His focus was not, then, on a building but on the people gathered as church. They are “… God’s building … God’s Temple.”
And, in today’s Gospel, Jesus is placing the emphasis on himself and not the Temple structure in which he was standing. He is the place where God is truly present in the world.
Guided by Jesus’ claim in the Gospel and by Paul’s reference to the Christian community as the body of Christ, I have reflected that we all are called, in ways unique to each of us, to be the living expression of God.
Jesus pointed to himself as the true temple of God in the world. Through our individual baptisms into his life, death and resurrection, we also have become temples of God through whom God’s loving presence can touch the lives of others.
As individual believers and as a community of faith we are called to build our lives on the person of Jesus, by keeping his word and keeping ourselves open to his Spirit.
In attending to that calling, we then experience the Spirit of God living among us and within each of us.

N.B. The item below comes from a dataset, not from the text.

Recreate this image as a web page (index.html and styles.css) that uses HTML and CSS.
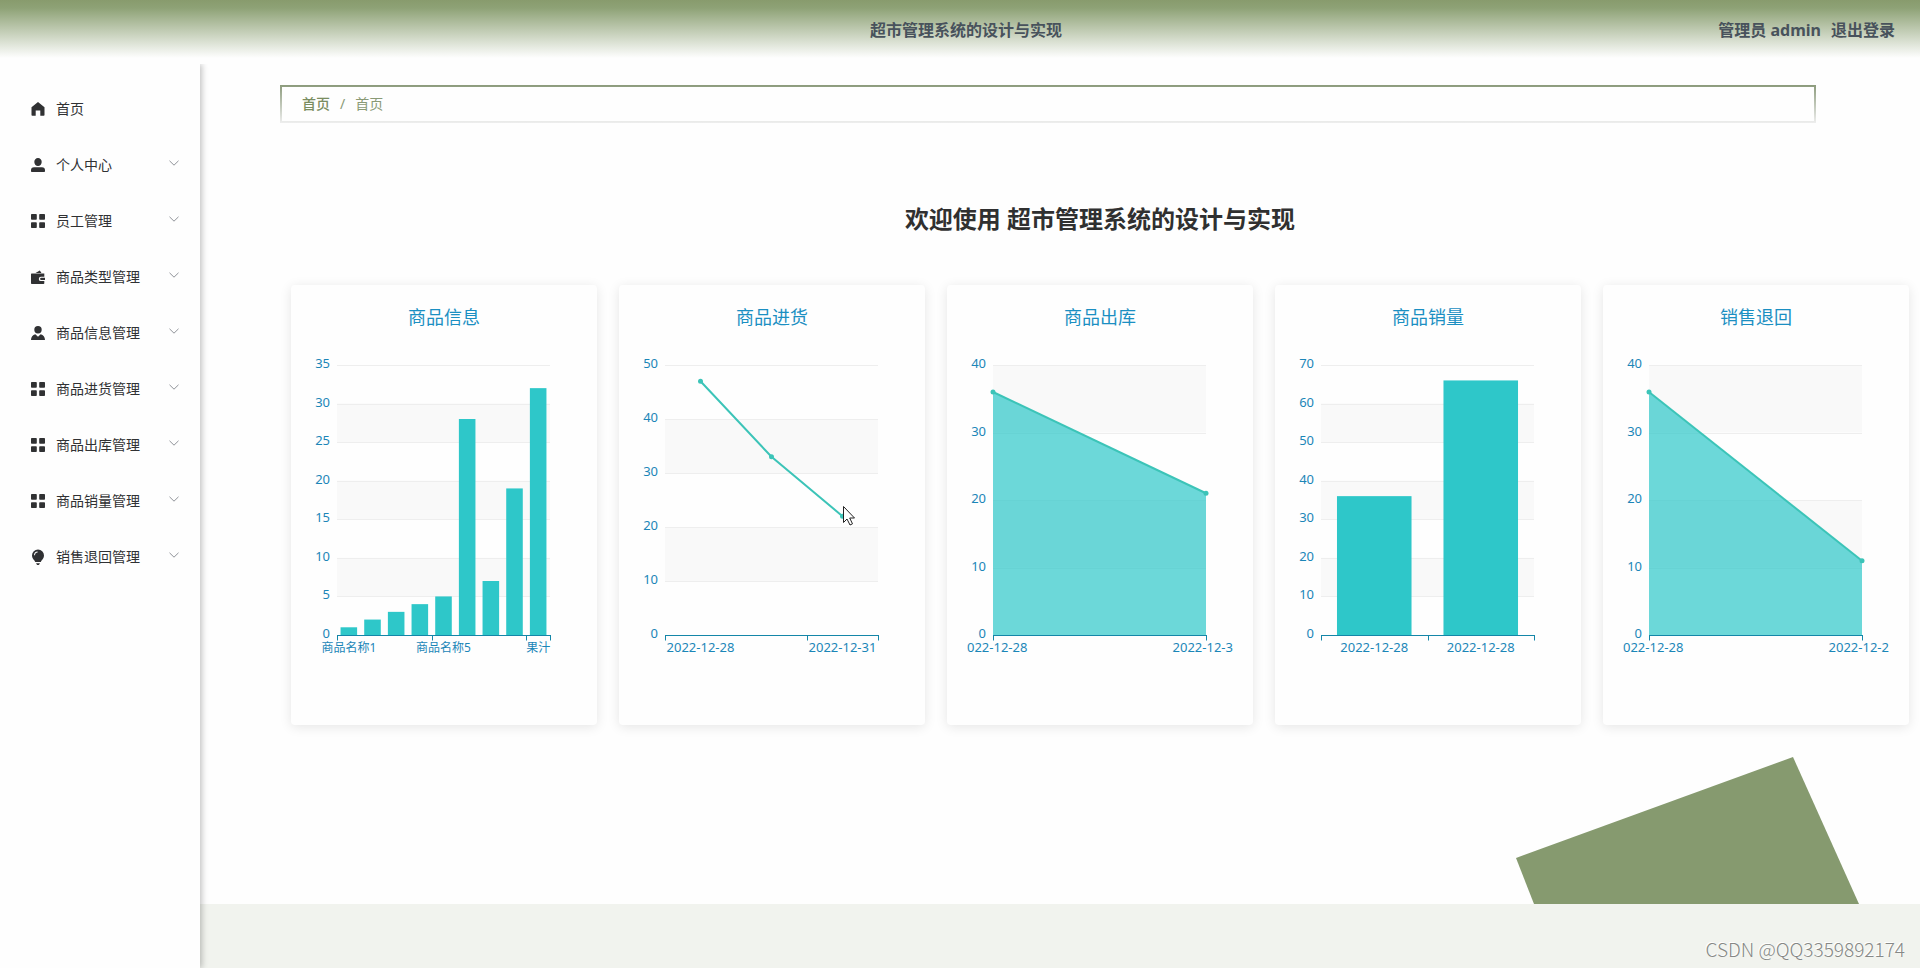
FILE: index.html
```html
<!DOCTYPE html>
<html lang="zh-CN">
<head>
<meta charset="utf-8">
<meta name="viewport" content="width=device-width, initial-scale=1">
<title>超市管理系统的设计与实现</title>
<link rel="stylesheet" href="styles.css">
</head>
<body>
<svg class="sprite" aria-hidden="true">
  <symbol id="i-home" viewBox="0 0 16 16"><path d="M8 1 1.500 6.200V14a.8.8 0 0 0 .8.8h3.400V9.600h4.600v5.200h3.400a.8.8 0 0 0 .8-.8V6.200z"/></symbol>
  <symbol id="i-user" viewBox="0 0 16 16"><path d="M8 1a3.7 3.7 0 0 1 3.7 3.9C11.700 7.200 10 9 8 9S4.300 7.200 4.300 4.900A3.700 3.700 0 0 1 8 1zM4 10.200h8a3 3 0 0 1 3 3v1a.8.8 0 0 1-.8.8H1.800a.8.800 0 0 1-.8-.8v-1a3 3 0 0 1 3-3z"/></symbol>
  <symbol id="i-grid" viewBox="0 0 16 16"><path d="M1.800 1h4.200a.8.8 0 0 1 .8.8v4.200a.8.8 0 0 1-.8.8H1.800a.8.8 0 0 1-.8-.8V1.800A.8.8 0 0 1 1.800 1zm8.200 0h4.200a.8.8 0 0 1 .8.800v4.200a.8.8 0 0 1-.8.800H10a.8.8 0 0 1-.8-.8V1.800A.8.8 0 0 1 10 1zM1.800 9.200h4.200a.8.8 0 0 1 .8.800v4.200a.8.8 0 0 1-.8.800H1.800a.8.8 0 0 1-.8-.8V10a.8.8 0 0 1 .8-.8zm8.200 0h4.200a.8.8 0 0 1 .8.800v4.200a.8.8 0 0 1-.8.800H10a.8.8 0 0 1-.8-.8V10a.8.8 0 0 1 .8-.8z"/></symbol>
  <symbol id="i-wallet" viewBox="0 0 16 16"><path d="M5.500 4 9.800 1.600 11.500 4zM1.600 4.600H14.300V7.700H11a2.200 2.200 0 0 0 0 4.400h3.300v2.100a.8.8 0 0 1-.8.8H1.800a.8.8 0 0 1-.8-.8V5.200a.6.6 0 0 1 .6-.6zM11.200 8.800H15V11h-3.800a1.100 1.100 0 0 1 0-2.200z"/></symbol>
  <symbol id="i-staff" viewBox="0 0 16 16"><path d="M8 1a3.700 3.700 0 0 1 3.700 3.700A3.700 3.700 0 0 1 8 8.400a3.700 3.700 0 0 1-3.700-3.700A3.700 3.700 0 0 1 8 1zM5.300 9.200 8 11.800l2.700-2.600c2.600.8 4.300 2.800 4.300 5.800H1c0-3 1.700-5 4.300-5.800z"/></symbol>
  <symbol id="i-bulb" viewBox="0 0 16 16"><path fill-rule="evenodd" d="M8 .5a6 6 0 0 1 6 6c0 2.500-1.500 3.800-2.600 5.300L10.800 13H5.200l-.6-1.200C3.500 10.300 2 9 2 6.500a6 6 0 0 1 6-6zM4 6.200h1C5.100 4.500 6 3.600 7.600 3.500v-1C5.400 2.600 4 4 4 6.200zM6.200 14.200h3.600v.6L8.800 16H7.200l-1-1.200z"/></symbol>
  <symbol id="i-down" viewBox="0 0 12 12"><path d="M1.500 3.800 6 8.200l4.500-4.400" fill="none" stroke="currentColor"/></symbol>
</svg>

<header class="topbar">
  <div class="topbar-title">超市管理系统的设计与实现</div>
  <div class="topbar-user">
    <span>管理员 admin</span>
    <a class="logout" href="#">退出登录</a>
  </div>
</header>

<div class="layout">
  <nav class="sidebar" aria-label="主菜单">
    <a class="menu-item" href="#"><svg class="menu-icon"><use href="#i-home"/></svg><span class="menu-text">首页</span></a>
    <button class="menu-item" type="button"><svg class="menu-icon"><use href="#i-user"/></svg><span class="menu-text">个人中心</span><svg class="menu-arrow"><use href="#i-down"/></svg></button>
    <button class="menu-item" type="button"><svg class="menu-icon"><use href="#i-grid"/></svg><span class="menu-text">员工管理</span><svg class="menu-arrow"><use href="#i-down"/></svg></button>
    <button class="menu-item" type="button"><svg class="menu-icon"><use href="#i-wallet"/></svg><span class="menu-text">商品类型管理</span><svg class="menu-arrow"><use href="#i-down"/></svg></button>
    <button class="menu-item" type="button"><svg class="menu-icon"><use href="#i-staff"/></svg><span class="menu-text">商品信息管理</span><svg class="menu-arrow"><use href="#i-down"/></svg></button>
    <button class="menu-item" type="button"><svg class="menu-icon"><use href="#i-grid"/></svg><span class="menu-text">商品进货管理</span><svg class="menu-arrow"><use href="#i-down"/></svg></button>
    <button class="menu-item" type="button"><svg class="menu-icon"><use href="#i-grid"/></svg><span class="menu-text">商品出库管理</span><svg class="menu-arrow"><use href="#i-down"/></svg></button>
    <button class="menu-item" type="button"><svg class="menu-icon"><use href="#i-grid"/></svg><span class="menu-text">商品销量管理</span><svg class="menu-arrow"><use href="#i-down"/></svg></button>
    <button class="menu-item" type="button"><svg class="menu-icon"><use href="#i-bulb"/></svg><span class="menu-text">销售退回管理</span><svg class="menu-arrow"><use href="#i-down"/></svg></button>
  </nav>

  <div class="page">
    <main class="content">
      <svg class="decoration" viewBox="0 0 343 147" aria-hidden="true"><path d="M0 101 277 0 343 147H18z"/></svg>
      <nav class="breadcrumb" aria-label="面包屑">
        <a class="crumb-link" href="#">首页</a>
        <span class="crumb-sep">/</span>
        <span class="crumb-current">首页</span>
      </nav>
      <h1 class="welcome">欢迎使用 超市管理系统的设计与实现</h1>
      <section class="cards">
        <article class="card" data-chart="info"><h2 class="card-title">商品信息</h2></article>
        <article class="card" data-chart="purchase"><h2 class="card-title">商品进货</h2></article>
        <article class="card" data-chart="outbound"><h2 class="card-title">商品出库</h2></article>
        <article class="card" data-chart="sales"><h2 class="card-title">商品销量</h2></article>
        <article class="card" data-chart="returns"><h2 class="card-title">销售退回</h2></article>
      </section>
    </main>
    <footer class="footer">CSDN @QQ3359892174</footer>
  </div>
</div>
<script src="charts.js"></script>
</body>
</html>
```

FILE: styles.css
```css
* {
  box-sizing: border-box;
}

body {
  display: flex;
  flex-direction: column;
  min-height: 100vh;
  margin: 0;
  background: #fefefe;
  color: #333;
  font-family: "Noto Sans", "Noto Sans CJK SC", sans-serif;
  font-size: 14px;
}

a {
  color: inherit;
  text-decoration: none;
}

.sprite {
  position: absolute;
  width: 0;
  height: 0;
}

.topbar {
  display: grid;
  grid-template-columns: 1fr auto 1fr;
  align-items: center;
  height: 60px;
  padding: 0 25px 2px 37px;
  background: linear-gradient(to bottom, #889b6d 0, #8ea276 8px, #fefefe 58px);
  color: #48525c;
  font-size: 16px;
  font-weight: 700;
}

.topbar-title {
  grid-column: 2;
}

.topbar-user {
  display: flex;
  justify-content: flex-end;
  gap: 10px;
}

.layout {
  display: flex;
  flex: 1;
  padding-top: 4px;
}

.sidebar {
  z-index: 1;
  flex: 0 0 200px;
  padding-top: 17px;
  background: #fefefe;
  box-shadow: 2px 0 6px rgba(0, 0, 0, 0.24);
  clip-path: inset(0 -12px 0 0);
}

.menu-item {
  display: flex;
  align-items: center;
  width: 100%;
  height: 56px;
  padding: 0 20px 0 30px;
  border: 0;
  background: none;
  color: #303133;
  font: inherit;
  cursor: pointer;
}

.menu-icon {
  width: 16px;
  height: 16px;
  margin-right: 10px;
  fill: currentColor;
}

.menu-text {
  padding-bottom: 2px;
}

.menu-arrow {
  width: 12px;
  height: 12px;
  margin: 0 0 4px auto;
  color: #909399;
}

.page {
  display: flex;
  flex: 1;
  flex-direction: column;
  min-width: 0;
}

.content {
  position: relative;
  flex: 1;
  padding: 21px 0 0 80px;
}

.decoration {
  position: absolute;
  right: 61px;
  bottom: 0;
  width: 343px;
  fill: #869a6f;
}

.breadcrumb {
  display: flex;
  align-items: center;
  gap: 10px;
  height: 38px;
  margin-right: 104px;
  padding: 0 20px 2px;
  border: 2px solid;
  border-image: linear-gradient(to bottom, #8c9b7c, #eee) 2;
  color: #8a9a76;
}

.crumb-link {
  color: #7a8d60;
  font-weight: 500;
}

.welcome {
  margin: 77px 0 47px;
  color: #303030;
  font-size: 24px;
  font-weight: 700;
  line-height: 38px;
  text-align: center;
}

.cards {
  position: relative;
  display: grid;
  grid-template-columns: repeat(5, minmax(0, 1fr));
  gap: 22px;
  padding: 0 11px 40px;
}

.card {
  padding: 20px;
  border-radius: 4px;
  background: #fefefe;
  box-shadow: 0 2px 12px rgba(0, 0, 0, 0.1);
}

.card-title {
  margin: 0 0 2px;
  color: #1b8fc2;
  font-size: 18px;
  font-weight: 400;
  line-height: 24px;
  text-align: center;
}

.chart {
  display: block;
  width: 100%;
}

.split-area {
  fill: #f9f9f9;
}

.split-line {
  stroke: #eee;
}

.axis-line {
  fill: none;
  stroke: #1486a8;
}

.axis-label {
  fill: #1b86b8;
  font-size: 13px;
}

.axis-name {
  font-size: 12px;
}

.bar {
  fill: #2ec7c9;
}

.area {
  fill: #2ec7c9;
  fill-opacity: 0.7;
}

.line {
  fill: none;
  stroke: #3cc4b8;
  stroke-width: 2;
}

.point {
  fill: #3cc4b8;
}

.pointer {
  fill: #fff;
  stroke: #222;
}

.footer {
  display: flex;
  align-items: center;
  justify-content: flex-end;
  height: 64px;
  padding: 24px 15px 0 0;
  background: #f1f3ee;
  color: #868886;
  font-family: "Noto Sans CJK SC", sans-serif;
  font-size: 19px;
  font-weight: 300;
  text-shadow: -1px -1px 0 #fff;
}
```

FILE: charts.js
```js
const NS = 'http://www.w3.org/2000/svg';
const VIEW = { width: 266, height: 374 };
const PLOT = { left: 26, right: 239, top: 34, bottom: 304 };

const charts = {
  info: {
    type: 'bar', max: 35, step: 5, values: [1, 2, 3, 4, 5, 28, 7, 19, 32],
    labels: { 0: '商品名称1', 4: '商品名称5', 8: '果汁' }, ticks: [0, 4, 8, 9], names: true
  },
  purchase: {
    type: 'line', max: 50, step: 10, values: [47, 33, 22],
    labels: { 0: '2022-12-28', 2: '2022-12-31' }, ticks: [0, 2, 3], pointer: [204, 175]
  },
  outbound: {
    type: 'area', max: 40, step: 10, values: [36, 21], edges: ['022-12-28', '2022-12-3']
  },
  sales: {
    type: 'bar', max: 70, step: 10, values: [36, 66],
    labels: { 0: '2022-12-28', 1: '2022-12-28' }, ticks: [0, 1, 2]
  },
  returns: {
    type: 'area', max: 40, step: 10, values: [36, 11], edges: ['022-12-28', '2022-12-2']
  }
};

function add(parent, tag, attrs, text) {
  const node = document.createElementNS(NS, tag);
  for (const key in attrs) node.setAttribute(key, attrs[key]);
  if (text !== undefined) node.textContent = text;
  parent.appendChild(node);
  return node;
}

function draw(card, c) {
  const svg = add(card, 'svg', { class: 'chart', viewBox: `0 0 ${VIEW.width} ${VIEW.height}`, role: 'img' });
  const width = PLOT.right - PLOT.left;
  const y = v => PLOT.bottom - (PLOT.bottom - PLOT.top) * v / c.max;
  const crisp = v => Math.round(v) + 0.5;

  for (let v = c.step; v < c.max; v += 2 * c.step) {
    add(svg, 'rect', { class: 'split-area', x: PLOT.left, width, y: y(v + c.step), height: y(v) - y(v + c.step) });
  }
  for (let v = 0; v <= c.max; v += c.step) {
    if (v) add(svg, 'path', { class: 'split-line', d: `M${PLOT.left} ${crisp(y(v))}H${PLOT.right}` });
    add(svg, 'text', { class: 'axis-label', x: PLOT.left - 7, y: Math.round(y(v)) + 3, 'text-anchor': 'end' }, v);
  }

  const band = width / c.values.length;
  const area = c.type === 'area';
  const x = i => area ? PLOT.left + width * i / (c.values.length - 1) : PLOT.left + band * (i + 0.5);

  if (c.type === 'bar') {
    c.values.forEach((v, i) => add(svg, 'rect', {
      class: 'bar', x: x(i) - band * 0.35, width: band * 0.7, y: y(v), height: PLOT.bottom - y(v)
    }));
  } else {
    const points = c.values.map((v, i) => `${x(i)} ${y(v)}`).join('L');
    if (area) add(svg, 'path', { class: 'area', d: `M${points}V${PLOT.bottom}H${PLOT.left}z` });
    add(svg, 'path', { class: 'line', d: `M${points}` });
    c.values.forEach((v, i) => add(svg, 'circle', { class: 'point', cx: x(i), cy: y(v), r: 2.5 }));
  }

  const base = PLOT.bottom + 0.5;
  add(svg, 'path', { class: 'axis-line', d: `M${PLOT.left} ${base}H${PLOT.right + 1}` });
  const ticks = area ? [PLOT.left, PLOT.right] : c.ticks.map(t => PLOT.left + band * t);
  ticks.forEach(t => add(svg, 'path', { class: 'axis-line', d: `M${crisp(t)} ${base}v5` }));

  const labelY = PLOT.bottom + 17;
  if (area) {
    add(svg, 'text', { class: 'axis-label', x: 0, y: labelY }, c.edges[0]);
    add(svg, 'text', { class: 'axis-label', x: VIEW.width, y: labelY, 'text-anchor': 'end' }, c.edges[1]);
  } else {
    for (const i in c.labels) {
      add(svg, 'text', {
        class: c.names ? 'axis-label axis-name' : 'axis-label', x: x(+i), y: labelY, 'text-anchor': 'middle'
      }, c.labels[i]);
    }
  }

  if (c.pointer) {
    const [px, py] = c.pointer;
    add(svg, 'path', { class: 'pointer', d: `M${px + 0.5} ${py + 0.5}v16l3.500-3.500 3 6 2.500-1.200-2.800-5.800h4.800z` });
  }
}

document.querySelectorAll('[data-chart]').forEach(card => draw(card, charts[card.dataset.chart]));
```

The Lateran Basilica is a particular manifestation of our home parishes scattered throughout the world, a physical symbol of the spiritual body of Christ.
Celebrating the feast of this sacred church today is a way to honor an essential truth: our temples (buildings) of stone (or bricks, adobe, cinder blocks or thatched huts), stand as signs of our living Christian community.
For us, a church is a place where God lives, and, in the Catholic tradition, we believe in the living physical presence of Jesus in the Eucharist.
Additionally, we also believe that in the gathered community God also dwells. Each of us, then, is missioned and is sent into the world where we can bring that loving presence of God to all whom we encounter.
Action
Perhaps spend some time reflecting on these words from the Gospel, “His disciples recalled the words of Scripture, Zeal for your house will consume me.” For what do we have a burning passion?
What is the most beautiful house of worship you have visited? What made that place feel sacred to you?